2. A device according to claim 1, characterized in that it comprises a second indicating device (90) for establishing the distance between a location of the chassis (24) and a location (86) of the component (34', 34", 72), the location (86) of the component (34', 34", 72) being located at a distance from the reaction arms' (12, 14) axis of rotation (82).

3. A device according to claim 2, characterized in that the location of the chassis (24) is located on the torsion bar's (2) longitudinal axis (3).

4. A device according to one of the preceding claims, characterized in that the first part (52) of the first indicating device (50) is securely connected to a bearing part (28) of the associated bearing (27, 29) where the bearing part (28) is arranged to be securely connected to the chassis (24), and that the second part (54) of this indicating device is rotationally rigidly connected to the end portion (4, 6) of the torsion bar (2).

5. A device according to claim 4, characterized in that the bearings (27, 29) are spherical bearings, that the bearing part (28) of the mounting device which is arranged to be securely connected to the chassis (24) is a male part (28, 30) of the spherical bearing, and that the bearing part which is securely connected to the torsion bar (2) is a flexible axle (54).
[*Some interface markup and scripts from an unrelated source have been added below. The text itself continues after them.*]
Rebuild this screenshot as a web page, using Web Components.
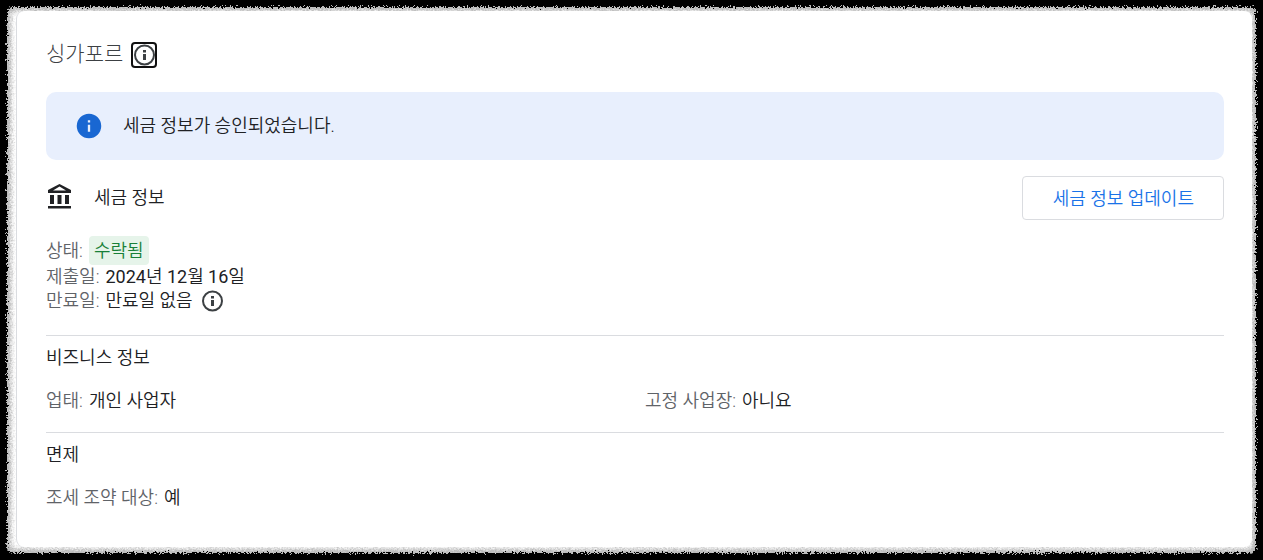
<!DOCTYPE html>
<html lang="ko">
<head>
<meta charset="utf-8">
<title>세금 정보</title>
<style>
body { margin: 0; background: #000; font-family: Roboto, "Noto Sans CJK KR", sans-serif; font-size: 18px; line-height: 24px; font-weight: 350; color: #202124; }
b { font-weight: 400; }
</style>
</head>
<body>
<torn-frame>
  <tax-card>
    <region-title>싱가포르</region-title>
    <info-banner>세금 정보가 승인되었습니다.</info-banner>
    <tax-summary>
      <span slot="title">세금 정보</span>
      <span slot="action">세금 정보 업데이트</span>
    </tax-summary>
    <detail-section>
      <detail-row label="상태:" chip>수락됨</detail-row>
      <detail-row label="제출일:"><b>2024</b>년 <b>12</b>월 <b>16</b>일</detail-row>
      <detail-row label="만료일:">만료일 없음<info-button slot="after"></info-button></detail-row>
    </detail-section>
    <detail-section heading="비즈니스 정보" columns>
      <detail-row label="업태:">개인 사업자</detail-row>
      <detail-row label="고정 사업장:">아니요</detail-row>
    </detail-section>
    <detail-section heading="면제" columns>
      <detail-row label="조세 조약 대상:">예</detail-row>
    </detail-section>
  </tax-card>
</torn-frame>
<script>
const define = (name, html) => customElements.define(name, class extends HTMLElement {
  constructor() {
    super();
    this.attachShadow({ mode: 'open' }).innerHTML = html;
  }
  connectedCallback() {
    for (const key of ['label', 'heading']) {
      const target = this.shadowRoot.querySelector('.' + key);
      if (!target) continue;
      if (this.hasAttribute(key)) target.textContent = this.getAttribute(key);
      else target.remove();
    }
  }
});

define('torn-frame', `
<style>
  :host { display: block; position: relative; box-sizing: border-box; min-height: 100vh; padding: 11px 11px 11px 16px; isolation: isolate; }
  .paper { position: absolute; inset: 7px; z-index: -1; border-radius: 6px; background: #fff; box-shadow: inset 0 0 5px 4px #b4b4b4; filter: url(#torn); }
  svg { position: absolute; width: 0; height: 0; }
</style>
<svg aria-hidden="true"><filter id="torn" x="-2%" y="-2%" width="104%" height="104%" color-interpolation-filters="sRGB">
  <feTurbulence type="fractalNoise" baseFrequency="0.6" numOctaves="2" seed="4" result="noise"/>
  <feDisplacementMap in="SourceGraphic" in2="noise" scale="8" xChannelSelector="R" yChannelSelector="G" result="torn"/>
  <feGaussianBlur in="torn" stdDeviation="0.5"/>
</filter></svg>
<div class="paper"></div>
<slot></slot>`);

define('tax-card', `
<style>
  :host { display: block; box-sizing: border-box; min-height: calc(100vh - 24px); padding: 28px 28px 36px 29px; border-left: 1px solid #dadce0; border-radius: 8px; background: #fff; }
</style>
<slot></slot>`);

define('info-button', `
<style>
  :host { display: inline-flex; margin: -1px 0; }
  button { display: flex; padding: 0; border: 0; border-radius: 4px; background: none; color: #3c4043; }
  :host([focused]) button { box-shadow: inset 0 0 0 2px #101010; }
  svg { width: 26px; height: 26px; fill: currentColor; }
</style>
<button type="button" aria-label="정보"><svg viewBox="0 0 26 26"><path fill-rule="evenodd" d="M13.500 2.500a10.500 10.500 0 1 0 0 21 10.500 10.500 0 0 0 0-21zm0 2a8.500 8.500 0 1 1 0 17 8.500 8.500 0 0 1 0-17zM12 8h3v2.500h-3zM12 12h3v6h-3z"/></svg></button>`);

define('region-title', `
<style>
  :host { display: flex; align-items: center; gap: 8px; height: 32px; color: #3c4043; }
  h1 { margin: 0; padding-bottom: 2px; font-size: 21px; line-height: 28px; font-weight: 300; }
</style>
<h1><slot></slot></h1><info-button focused></info-button>`);

define('info-banner', `
<style>
  :host { display: flex; align-items: center; gap: 20px; margin-top: 21px; padding: 20px 29px; border-radius: 10px; background: #e8effd; line-height: 28px; }
  svg { width: 28px; height: 28px; }
</style>
<svg viewBox="0 0 24 24" aria-hidden="true"><path fill="#1967d2" d="M12 1.500a10.500 10.500 0 1 0 0 21 10.500 10.500 0 0 0 0-21zm1 15.500h-2v-6h2v6zm0-8h-2V7h2v2z"/></svg>
<span><slot></slot></span>`);

define('tax-summary', `
<style>
  :host { display: flex; align-items: center; gap: 20px; margin-top: 16px; }
  svg { width: 28px; height: 28px; fill: #202124; }
  h2 { flex: 1; margin: 0; font-size: 18px; font-weight: inherit; }
  button { padding: 10px 29px 8px 30px; border: 1px solid #dadce0; border-radius: 4px; background: #fff; color: #1a73e8; font: inherit; }
</style>
<svg viewBox="0 0 28 28" aria-hidden="true"><path d="M13.500 0 2 6v3h23V6zm0 2.600L20 6.500H7zM4 11h4v9H4zm7.500 0h4v9h-4zm7.500 0h4v9h-4zM2 22h23v2.500H2z" fill-rule="evenodd"/></svg>
<h2><slot name="title"></slot></h2>
<button type="button"><slot name="action"></slot></button>`);

define('detail-section', `
<style>
  :host { display: block; margin-top: 16px; padding-bottom: 3px; }
  :host([heading]) { margin-top: 19px; padding: 10px 0 0; border-top: 1px solid #dadce0; }
  h3 { margin: 0 0 19px; font-size: 18px; font-weight: inherit; }
  :host([columns]) .rows { display: grid; grid-template-columns: 1fr 1fr; column-gap: 20px; }
</style>
<h3 class="heading"></h3>
<div class="rows"><slot></slot></div>`);

define('detail-row', `
<style>
  :host { display: flex; align-items: center; gap: 6px; }
  .label { color: #5f6368; }
  :host([chip]) .value { padding: 3px 5px 2px; border-radius: 4px; background: #e6f4ea; color: #188038; }
</style>
<span class="label"></span><span class="value"><slot></slot></span><slot name="after"></slot>`);
</script>
</body>
</html>
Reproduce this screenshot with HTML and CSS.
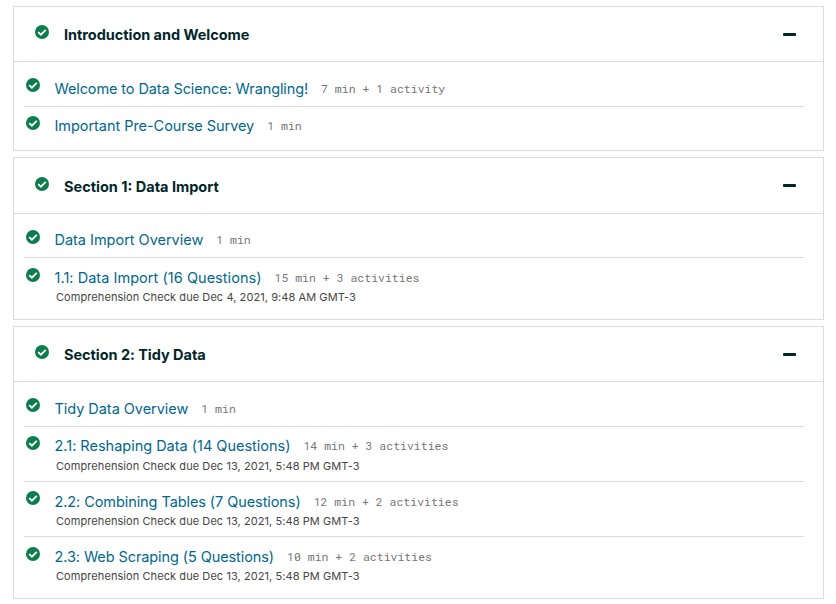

6. A device according to one of the preceding claims, characterized in that the component is a wheel axle housing (34', 34").

7. A device according to one of the preceding claims, characterized in that the component is a driver's cabin (72).

8. A device according to one of the preceding claims, characterized in that there are provided two first angle indicating devices (50), each of which is connected to its end portion (4, 6) of the torsion bar (2).